* BEGIN *

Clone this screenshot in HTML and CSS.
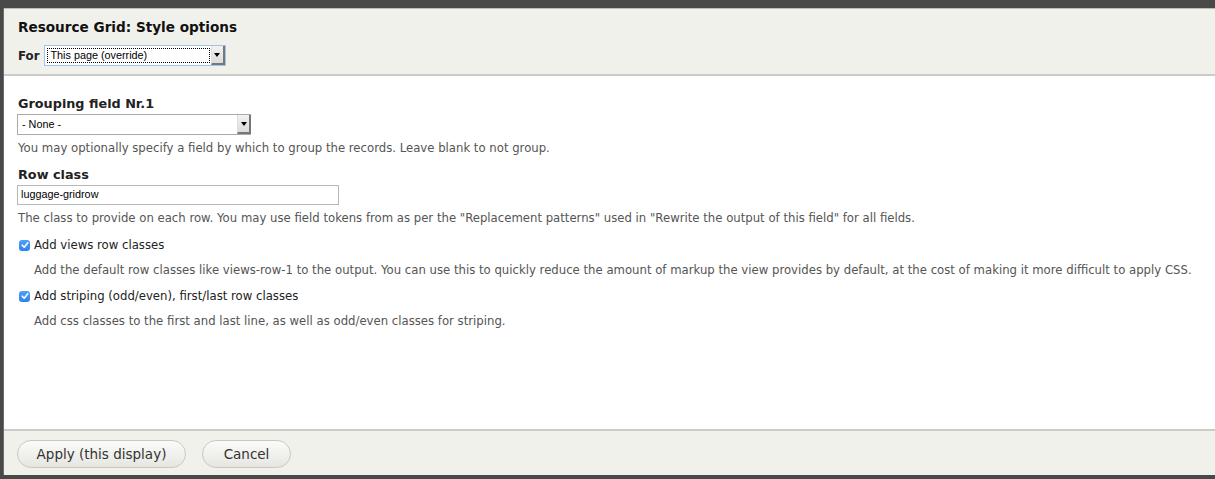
FILE: index.html
```html
<!DOCTYPE html>
<html>
<head>
<meta charset="utf-8">
<link rel="stylesheet" href="styles.css">
</head>
<body>
<div class="dialog">
  <div class="head">
    <h1 class="title">Resource Grid: Style options</h1>
    <div class="for-row">
      <span class="for-label">For</span>
      <div class="select select-focus">
        <div class="select-text"><span class="focus-ring">This page (override)</span></div>
        <div class="select-btn"><span class="arrow"></span></div>
      </div>
    </div>
  </div>
  <div class="body">
    <div class="field">
      <div class="label">Grouping field Nr.1</div>
      <div class="select select-plain">
        <div class="select-text">- None -</div>
        <div class="select-btn"><span class="arrow"></span></div>
      </div>
      <div class="desc">You may optionally specify a field by which to group the records. Leave blank to not group.</div>
    </div>
    <div class="field">
      <div class="label">Row class</div>
      <div class="input">luggage-gridrow</div>
      <div class="desc">The class to provide on each row. You may use field tokens from as per the "Replacement patterns" used in "Rewrite the output of this field" for all fields.</div>
    </div>
    <div class="check">
      <div class="check-row"><span class="box"><svg viewBox="0 0 10 10" width="10" height="10"><path d="M2.2 5.2 L4.2 7.2 L7.8 2.8" fill="none" stroke="#fff" stroke-width="1.6" stroke-linecap="round" stroke-linejoin="round"/></svg></span><span class="check-label">Add views row classes</span></div>
      <div class="desc check-desc">Add the default row classes like views-row-1 to the output. You can use this to quickly reduce the amount of markup the view provides by default, at the cost of making it more difficult to apply CSS.</div>
    </div>
    <div class="check">
      <div class="check-row"><span class="box"><svg viewBox="0 0 10 10" width="10" height="10"><path d="M2.2 5.2 L4.2 7.2 L7.8 2.8" fill="none" stroke="#fff" stroke-width="1.6" stroke-linecap="round" stroke-linejoin="round"/></svg></span><span class="check-label">Add striping (odd/even), first/last row classes</span></div>
      <div class="desc check-desc">Add css classes to the first and last line, as well as odd/even classes for striping.</div>
    </div>
  </div>
  <div class="foot">
    <button class="btn btn-apply">Apply (this display)</button>
    <button class="btn btn-cancel">Cancel</button>
  </div>
</div>
</body>
</html>
```
FILE: styles.css
```css
html, body {
  margin: 0;
  padding: 0;
  background: #494949;
  height: 479px;
  overflow: hidden;
}
body {
  font-family: "DejaVu Sans", "Liberation Sans", sans-serif;
  color: #333;
}
.dialog {
  margin: 8px 0 0 3px;
  height: 467px;
  display: flex;
  flex-direction: column;
  border-left: 1px solid #6a6a6a;
}
.head {
  background: #f1f1ec;
  height: 68px;
  border-bottom: 2px solid #cbcbc8;
  padding: 0 0 0 14px;
  box-sizing: border-box;
  border-top: 1px solid #bdbdb8;
}
.title {
  margin: 0;
  padding-top: 8px;
  font-size: 13.6px;
  line-height: 20px;
  font-weight: bold;
  color: #111;
}
.for-row {
  display: flex;
  align-items: center;
  margin-top: 8px;
  gap: 4px;
}
.for-label {
  font-size: 11.8px;
  font-weight: bold;
  color: #222;
}
.select {
  display: flex;
  height: 21px;
  box-sizing: border-box;
  background: #fff;
}
.select-focus {
  width: 182px;
  border: 1px solid #9fc3ea;
}
.select-plain {
  width: 234px;
  border: 1px solid #aaa;
  border-right: none;
}
.select-text {
  flex: 1;
  font-family: "Liberation Sans", Arial, sans-serif;
  font-size: 10.8px;
  line-height: 17px;
  color: #000;
  padding: 1px 0 0 4px;
}
.select-focus .select-text {
  padding: 2px 0 1px 2px;
}
.focus-ring {
  display: block;
  border: 1px dotted #000;
  height: 15px;
  box-sizing: border-box;
  line-height: 13px;
  padding-left: 3px;
  margin-right: 1px;
}
.select-btn {
  width: 14px;
  background: linear-gradient(#f2f2f2, #dcdcdc);
  border-left: 1px solid #ddd;
  border-right: 2px solid #777;
  border-bottom: 2px solid #777;
  box-sizing: border-box;
  display: flex;
  align-items: center;
  justify-content: center;
}
.arrow {
  width: 0;
  height: 0;
  border-left: 3.5px solid transparent;
  border-right: 3.5px solid transparent;
  border-top: 4px solid #000;
  margin-top: 1px;
}
.body {
  flex: 1;
  background: #fff;
  padding: 20px 0 0 13px;
}
.field {
  margin-bottom: 11px;
}
.label {
  font-size: 12.8px;
  font-weight: bold;
  color: #222;
  line-height: 16px;
  margin-bottom: 2px;
  padding-left: 1px;
}
.input {
  width: 322px;
  height: 20px;
  box-sizing: border-box;
  border: 1px solid #b8b8b8;
  font-family: "Liberation Sans", Arial, sans-serif;
  font-size: 10.8px;
  line-height: 17px;
  color: #000;
  padding-left: 3px;
}
.desc {
  font-size: 11.7px;
  line-height: 16px;
  color: #555;
  margin-top: 5px;
  padding-left: 1px;
}
.check {
  margin-top: 8px;
  padding-left: 1px;
}
.check + .check {
  margin-top: 10px;
}
.check-row {
  display: flex;
  align-items: center;
  gap: 4px;
}
.box {
  width: 11px;
  height: 11px;
  border-radius: 3px;
  background: linear-gradient(#4ea1f7, #2b84ef);
  display: flex;
  align-items: center;
  justify-content: center;
  margin-left: 1px;
}
.check-label {
  font-size: 11.7px;
  color: #222;
  line-height: 16px;
}
.check-desc {
  padding-left: 16px;
  margin-top: 9px;
}
.foot {
  background: #f1f1ec;
  height: 44px;
  border-top: 2px solid #cbcbc8;
  padding: 0 0 0 13px;
  display: flex;
  align-items: center;
  gap: 16px;
}
.btn {
  font-family: "DejaVu Sans", sans-serif;
  font-size: 13.5px;
  color: #333;
  height: 28px;
  border: 1px solid #c8c8c4;
  border-radius: 14px;
  background: linear-gradient(#fbfbf9, #e6e6e1);
  padding: 0;
  margin-top: 2px;
  white-space: nowrap;
}
.btn-apply { width: 169px; }
.btn-cancel { width: 89px; }
```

* END *

◆ **REQUEST**: Leaving the pictures aside, transcribe the entire listing exactly.

◆ **FINAL RESULT**:
Clone this screenshot in HTML and CSS.
FILE: index.html
```html
<!DOCTYPE html>
<html>
<head>
<meta charset="utf-8">
<link rel="stylesheet" href="styles.css">
</head>
<body>
<div class="dialog">
  <div class="head">
    <h1 class="title">Resource Grid: Style options</h1>
    <div class="for-row">
      <span class="for-label">For</span>
      <div class="select select-focus">
        <div class="select-text"><span class="focus-ring">This page (override)</span></div>
        <div class="select-btn"><span class="arrow"></span></div>
      </div>
    </div>
  </div>
  <div class="body">
    <div class="field">
      <div class="label">Grouping field Nr.1</div>
      <div class="select select-plain">
        <div class="select-text">- None -</div>
        <div class="select-btn"><span class="arrow"></span></div>
      </div>
      <div class="desc">You may optionally specify a field by which to group the records. Leave blank to not group.</div>
    </div>
    <div class="field">
      <div class="label">Row class</div>
      <div class="input">luggage-gridrow</div>
      <div class="desc">The class to provide on each row. You may use field tokens from as per the "Replacement patterns" used in "Rewrite the output of this field" for all fields.</div>
    </div>
    <div class="check">
      <div class="check-row"><span class="box"><svg viewBox="0 0 10 10" width="10" height="10"><path d="M2.2 5.2 L4.2 7.2 L7.8 2.8" fill="none" stroke="#fff" stroke-width="1.6" stroke-linecap="round" stroke-linejoin="round"/></svg></span><span class="check-label">Add views row classes</span></div>
      <div class="desc check-desc">Add the default row classes like views-row-1 to the output. You can use this to quickly reduce the amount of markup the view provides by default, at the cost of making it more difficult to apply CSS.</div>
    </div>
    <div class="check">
      <div class="check-row"><span class="box"><svg viewBox="0 0 10 10" width="10" height="10"><path d="M2.2 5.2 L4.2 7.2 L7.8 2.8" fill="none" stroke="#fff" stroke-width="1.6" stroke-linecap="round" stroke-linejoin="round"/></svg></span><span class="check-label">Add striping (odd/even), first/last row classes</span></div>
      <div class="desc check-desc">Add css classes to the first and last line, as well as odd/even classes for striping.</div>
    </div>
  </div>
  <div class="foot">
    <button class="btn btn-apply">Apply (this display)</button>
    <button class="btn btn-cancel">Cancel</button>
  </div>
</div>
</body>
</html>
```
FILE: styles.css
```css
html, body {
  margin: 0;
  padding: 0;
  background: #494949;
  height: 479px;
  overflow: hidden;
}
body {
  font-family: "DejaVu Sans", "Liberation Sans", sans-serif;
  color: #333;
}
.dialog {
  margin: 8px 0 0 3px;
  height: 467px;
  display: flex;
  flex-direction: column;
  border-left: 1px solid #6a6a6a;
}
.head {
  background: #f1f1ec;
  height: 68px;
  border-bottom: 2px solid #cbcbc8;
  padding: 0 0 0 14px;
  box-sizing: border-box;
  border-top: 1px solid #bdbdb8;
}
.title {
  margin: 0;
  padding-top: 8px;
  font-size: 13.6px;
  line-height: 20px;
  font-weight: bold;
  color: #111;
}
.for-row {
  display: flex;
  align-items: center;
  margin-top: 8px;
  gap: 4px;
}
.for-label {
  font-size: 11.8px;
  font-weight: bold;
  color: #222;
}
.select {
  display: flex;
  height: 21px;
  box-sizing: border-box;
  background: #fff;
}
.select-focus {
  width: 182px;
  border: 1px solid #9fc3ea;
}
.select-plain {
  width: 234px;
  border: 1px solid #aaa;
  border-right: none;
}
.select-text {
  flex: 1;
  font-family: "Liberation Sans", Arial, sans-serif;
  font-size: 10.8px;
  line-height: 17px;
  color: #000;
  padding: 1px 0 0 4px;
}
.select-focus .select-text {
  padding: 2px 0 1px 2px;
}
.focus-ring {
  display: block;
  border: 1px dotted #000;
  height: 15px;
  box-sizing: border-box;
  line-height: 13px;
  padding-left: 3px;
  margin-right: 1px;
}
.select-btn {
  width: 14px;
  background: linear-gradient(#f2f2f2, #dcdcdc);
  border-left: 1px solid #ddd;
  border-right: 2px solid #777;
  border-bottom: 2px solid #777;
  box-sizing: border-box;
  display: flex;
  align-items: center;
  justify-content: center;
}
.arrow {
  width: 0;
  height: 0;
  border-left: 3.5px solid transparent;
  border-right: 3.5px solid transparent;
  border-top: 4px solid #000;
  margin-top: 1px;
}
.body {
  flex: 1;
  background: #fff;
  padding: 20px 0 0 13px;
}
.field {
  margin-bottom: 11px;
}
.label {
  font-size: 12.8px;
  font-weight: bold;
  color: #222;
  line-height: 16px;
  margin-bottom: 2px;
  padding-left: 1px;
}
.input {
  width: 322px;
  height: 20px;
  box-sizing: border-box;
  border: 1px solid #b8b8b8;
  font-family: "Liberation Sans", Arial, sans-serif;
  font-size: 10.8px;
  line-height: 17px;
  color: #000;
  padding-left: 3px;
}
.desc {
  font-size: 11.7px;
  line-height: 16px;
  color: #555;
  margin-top: 5px;
  padding-left: 1px;
}
.check {
  margin-top: 8px;
  padding-left: 1px;
}
.check + .check {
  margin-top: 10px;
}
.check-row {
  display: flex;
  align-items: center;
  gap: 4px;
}
.box {
  width: 11px;
  height: 11px;
  border-radius: 3px;
  background: linear-gradient(#4ea1f7, #2b84ef);
  display: flex;
  align-items: center;
  justify-content: center;
  margin-left: 1px;
}
.check-label {
  font-size: 11.7px;
  color: #222;
  line-height: 16px;
}
.check-desc {
  padding-left: 16px;
  margin-top: 9px;
}
.foot {
  background: #f1f1ec;
  height: 44px;
  border-top: 2px solid #cbcbc8;
  padding: 0 0 0 13px;
  display: flex;
  align-items: center;
  gap: 16px;
}
.btn {
  font-family: "DejaVu Sans", sans-serif;
  font-size: 13.5px;
  color: #333;
  height: 28px;
  border: 1px solid #c8c8c4;
  border-radius: 14px;
  background: linear-gradient(#fbfbf9, #e6e6e1);
  padding: 0;
  margin-top: 2px;
  white-space: nowrap;
}
.btn-apply { width: 169px; }
.btn-cancel { width: 89px; }
```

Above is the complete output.